### Records ###

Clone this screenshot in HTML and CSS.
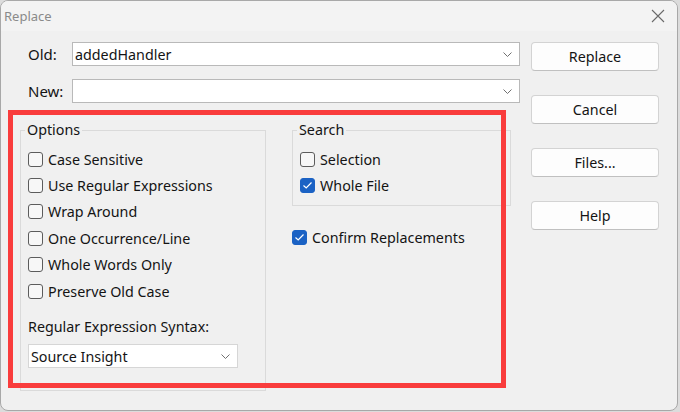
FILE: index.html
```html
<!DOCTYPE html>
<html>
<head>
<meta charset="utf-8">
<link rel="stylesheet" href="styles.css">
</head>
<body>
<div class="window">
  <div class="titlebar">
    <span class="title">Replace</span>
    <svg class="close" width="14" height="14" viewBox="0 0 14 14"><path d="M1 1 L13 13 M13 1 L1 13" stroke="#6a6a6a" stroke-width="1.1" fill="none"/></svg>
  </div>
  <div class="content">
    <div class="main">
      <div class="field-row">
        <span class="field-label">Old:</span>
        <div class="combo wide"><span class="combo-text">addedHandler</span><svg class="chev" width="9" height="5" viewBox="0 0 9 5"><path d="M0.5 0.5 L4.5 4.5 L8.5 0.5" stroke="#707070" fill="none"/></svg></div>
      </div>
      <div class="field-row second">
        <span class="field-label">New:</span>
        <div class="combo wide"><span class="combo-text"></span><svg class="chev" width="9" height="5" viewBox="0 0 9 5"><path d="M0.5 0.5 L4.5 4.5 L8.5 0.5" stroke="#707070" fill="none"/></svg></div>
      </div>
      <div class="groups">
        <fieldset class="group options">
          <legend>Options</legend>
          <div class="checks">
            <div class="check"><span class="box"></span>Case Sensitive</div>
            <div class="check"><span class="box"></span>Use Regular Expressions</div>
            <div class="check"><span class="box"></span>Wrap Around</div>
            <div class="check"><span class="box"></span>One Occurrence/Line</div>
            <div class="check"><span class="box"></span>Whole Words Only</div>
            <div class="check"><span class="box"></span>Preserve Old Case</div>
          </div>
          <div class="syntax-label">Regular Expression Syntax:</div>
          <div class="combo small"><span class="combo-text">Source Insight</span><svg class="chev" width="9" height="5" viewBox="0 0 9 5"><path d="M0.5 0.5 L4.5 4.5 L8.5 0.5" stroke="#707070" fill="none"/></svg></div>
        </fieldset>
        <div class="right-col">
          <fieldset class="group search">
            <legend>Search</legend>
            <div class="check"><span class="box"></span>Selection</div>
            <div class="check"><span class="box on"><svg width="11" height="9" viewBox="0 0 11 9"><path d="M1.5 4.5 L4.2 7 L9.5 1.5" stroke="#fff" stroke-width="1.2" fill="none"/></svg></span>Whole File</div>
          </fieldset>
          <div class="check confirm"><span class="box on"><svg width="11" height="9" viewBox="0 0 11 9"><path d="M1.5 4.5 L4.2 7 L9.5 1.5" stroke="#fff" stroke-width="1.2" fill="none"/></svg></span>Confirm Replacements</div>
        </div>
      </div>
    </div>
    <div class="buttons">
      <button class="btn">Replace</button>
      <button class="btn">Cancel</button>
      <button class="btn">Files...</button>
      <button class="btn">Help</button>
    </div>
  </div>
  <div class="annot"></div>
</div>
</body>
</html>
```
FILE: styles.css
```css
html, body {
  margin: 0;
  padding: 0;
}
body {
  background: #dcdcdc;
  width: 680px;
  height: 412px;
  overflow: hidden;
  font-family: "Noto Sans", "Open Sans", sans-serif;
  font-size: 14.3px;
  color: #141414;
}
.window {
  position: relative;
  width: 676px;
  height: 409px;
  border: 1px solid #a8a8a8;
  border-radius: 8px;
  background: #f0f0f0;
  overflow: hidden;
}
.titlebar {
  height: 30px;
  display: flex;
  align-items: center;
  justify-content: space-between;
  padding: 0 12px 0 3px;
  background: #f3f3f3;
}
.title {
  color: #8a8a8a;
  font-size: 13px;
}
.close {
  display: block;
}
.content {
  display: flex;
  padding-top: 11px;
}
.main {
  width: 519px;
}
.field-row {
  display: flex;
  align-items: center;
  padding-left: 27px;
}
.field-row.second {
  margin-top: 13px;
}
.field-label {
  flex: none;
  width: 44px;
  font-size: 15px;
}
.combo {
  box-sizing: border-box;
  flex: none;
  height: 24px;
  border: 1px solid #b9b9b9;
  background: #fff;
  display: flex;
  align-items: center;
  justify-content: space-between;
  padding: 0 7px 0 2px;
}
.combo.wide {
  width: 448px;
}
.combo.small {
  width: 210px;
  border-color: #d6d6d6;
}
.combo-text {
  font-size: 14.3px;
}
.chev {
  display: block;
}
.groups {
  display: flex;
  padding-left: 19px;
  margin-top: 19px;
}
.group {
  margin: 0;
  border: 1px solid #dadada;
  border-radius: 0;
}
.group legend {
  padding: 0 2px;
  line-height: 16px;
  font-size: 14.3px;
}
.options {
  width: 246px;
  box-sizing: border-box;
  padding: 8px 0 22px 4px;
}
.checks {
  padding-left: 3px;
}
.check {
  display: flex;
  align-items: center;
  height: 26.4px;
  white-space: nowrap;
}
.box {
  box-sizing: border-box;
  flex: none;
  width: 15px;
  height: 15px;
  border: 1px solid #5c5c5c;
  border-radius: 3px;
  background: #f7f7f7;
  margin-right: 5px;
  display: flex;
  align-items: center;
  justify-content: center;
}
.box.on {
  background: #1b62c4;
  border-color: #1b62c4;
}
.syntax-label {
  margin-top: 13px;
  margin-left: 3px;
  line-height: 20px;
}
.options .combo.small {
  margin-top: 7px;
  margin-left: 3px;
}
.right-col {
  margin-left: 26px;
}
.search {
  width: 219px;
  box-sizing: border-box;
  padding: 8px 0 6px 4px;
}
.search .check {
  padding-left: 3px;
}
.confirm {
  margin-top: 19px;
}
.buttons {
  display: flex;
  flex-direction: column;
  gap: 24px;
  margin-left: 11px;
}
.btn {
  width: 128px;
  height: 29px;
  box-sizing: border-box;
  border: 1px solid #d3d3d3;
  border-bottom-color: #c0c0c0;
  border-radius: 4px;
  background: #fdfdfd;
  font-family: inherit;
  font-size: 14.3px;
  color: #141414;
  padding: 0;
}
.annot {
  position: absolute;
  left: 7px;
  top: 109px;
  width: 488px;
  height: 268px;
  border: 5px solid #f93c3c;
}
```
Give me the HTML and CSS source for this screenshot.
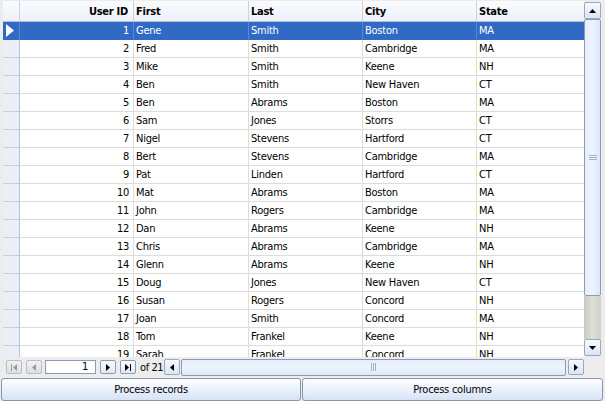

###

### Given problem:
All of the lines above should be retyped precisely, apart from the pictures.

### Result for this task:
Clone this screenshot in HTML and CSS.
FILE: index.html
```html
<!DOCTYPE html>
<html>
<head>
<meta charset="utf-8">
<link rel="stylesheet" href="styles.css">
</head>
<body>
<div class="window">
  <div class="titlebar">
    <span class="title">Replace</span>
    <svg class="close" width="14" height="14" viewBox="0 0 14 14"><path d="M1 1 L13 13 M13 1 L1 13" stroke="#6a6a6a" stroke-width="1.1" fill="none"/></svg>
  </div>
  <div class="content">
    <div class="main">
      <div class="field-row">
        <span class="field-label">Old:</span>
        <div class="combo wide"><span class="combo-text">addedHandler</span><svg class="chev" width="9" height="5" viewBox="0 0 9 5"><path d="M0.5 0.5 L4.5 4.5 L8.5 0.5" stroke="#707070" fill="none"/></svg></div>
      </div>
      <div class="field-row second">
        <span class="field-label">New:</span>
        <div class="combo wide"><span class="combo-text"></span><svg class="chev" width="9" height="5" viewBox="0 0 9 5"><path d="M0.5 0.5 L4.5 4.5 L8.5 0.5" stroke="#707070" fill="none"/></svg></div>
      </div>
      <div class="groups">
        <fieldset class="group options">
          <legend>Options</legend>
          <div class="checks">
            <div class="check"><span class="box"></span>Case Sensitive</div>
            <div class="check"><span class="box"></span>Use Regular Expressions</div>
            <div class="check"><span class="box"></span>Wrap Around</div>
            <div class="check"><span class="box"></span>One Occurrence/Line</div>
            <div class="check"><span class="box"></span>Whole Words Only</div>
            <div class="check"><span class="box"></span>Preserve Old Case</div>
          </div>
          <div class="syntax-label">Regular Expression Syntax:</div>
          <div class="combo small"><span class="combo-text">Source Insight</span><svg class="chev" width="9" height="5" viewBox="0 0 9 5"><path d="M0.5 0.5 L4.5 4.5 L8.5 0.5" stroke="#707070" fill="none"/></svg></div>
        </fieldset>
        <div class="right-col">
          <fieldset class="group search">
            <legend>Search</legend>
            <div class="check"><span class="box"></span>Selection</div>
            <div class="check"><span class="box on"><svg width="11" height="9" viewBox="0 0 11 9"><path d="M1.5 4.5 L4.2 7 L9.5 1.5" stroke="#fff" stroke-width="1.2" fill="none"/></svg></span>Whole File</div>
          </fieldset>
          <div class="check confirm"><span class="box on"><svg width="11" height="9" viewBox="0 0 11 9"><path d="M1.5 4.5 L4.2 7 L9.5 1.5" stroke="#fff" stroke-width="1.2" fill="none"/></svg></span>Confirm Replacements</div>
        </div>
      </div>
    </div>
    <div class="buttons">
      <button class="btn">Replace</button>
      <button class="btn">Cancel</button>
      <button class="btn">Files...</button>
      <button class="btn">Help</button>
    </div>
  </div>
  <div class="annot"></div>
</div>
</body>
</html>
```
FILE: styles.css
```css
html, body {
  margin: 0;
  padding: 0;
}
body {
  background: #dcdcdc;
  width: 680px;
  height: 412px;
  overflow: hidden;
  font-family: "Noto Sans", "Open Sans", sans-serif;
  font-size: 14.3px;
  color: #141414;
}
.window {
  position: relative;
  width: 676px;
  height: 409px;
  border: 1px solid #a8a8a8;
  border-radius: 8px;
  background: #f0f0f0;
  overflow: hidden;
}
.titlebar {
  height: 30px;
  display: flex;
  align-items: center;
  justify-content: space-between;
  padding: 0 12px 0 3px;
  background: #f3f3f3;
}
.title {
  color: #8a8a8a;
  font-size: 13px;
}
.close {
  display: block;
}
.content {
  display: flex;
  padding-top: 11px;
}
.main {
  width: 519px;
}
.field-row {
  display: flex;
  align-items: center;
  padding-left: 27px;
}
.field-row.second {
  margin-top: 13px;
}
.field-label {
  flex: none;
  width: 44px;
  font-size: 15px;
}
.combo {
  box-sizing: border-box;
  flex: none;
  height: 24px;
  border: 1px solid #b9b9b9;
  background: #fff;
  display: flex;
  align-items: center;
  justify-content: space-between;
  padding: 0 7px 0 2px;
}
.combo.wide {
  width: 448px;
}
.combo.small {
  width: 210px;
  border-color: #d6d6d6;
}
.combo-text {
  font-size: 14.3px;
}
.chev {
  display: block;
}
.groups {
  display: flex;
  padding-left: 19px;
  margin-top: 19px;
}
.group {
  margin: 0;
  border: 1px solid #dadada;
  border-radius: 0;
}
.group legend {
  padding: 0 2px;
  line-height: 16px;
  font-size: 14.3px;
}
.options {
  width: 246px;
  box-sizing: border-box;
  padding: 8px 0 22px 4px;
}
.checks {
  padding-left: 3px;
}
.check {
  display: flex;
  align-items: center;
  height: 26.4px;
  white-space: nowrap;
}
.box {
  box-sizing: border-box;
  flex: none;
  width: 15px;
  height: 15px;
  border: 1px solid #5c5c5c;
  border-radius: 3px;
  background: #f7f7f7;
  margin-right: 5px;
  display: flex;
  align-items: center;
  justify-content: center;
}
.box.on {
  background: #1b62c4;
  border-color: #1b62c4;
}
.syntax-label {
  margin-top: 13px;
  margin-left: 3px;
  line-height: 20px;
}
.options .combo.small {
  margin-top: 7px;
  margin-left: 3px;
}
.right-col {
  margin-left: 26px;
}
.search {
  width: 219px;
  box-sizing: border-box;
  padding: 8px 0 6px 4px;
}
.search .check {
  padding-left: 3px;
}
.confirm {
  margin-top: 19px;
}
.buttons {
  display: flex;
  flex-direction: column;
  gap: 24px;
  margin-left: 11px;
}
.btn {
  width: 128px;
  height: 29px;
  box-sizing: border-box;
  border: 1px solid #d3d3d3;
  border-bottom-color: #c0c0c0;
  border-radius: 4px;
  background: #fdfdfd;
  font-family: inherit;
  font-size: 14.3px;
  color: #141414;
  padding: 0;
}
.annot {
  position: absolute;
  left: 7px;
  top: 109px;
  width: 488px;
  height: 268px;
  border: 5px solid #f93c3c;
}
```
Give me the HTML and CSS source for this screenshot.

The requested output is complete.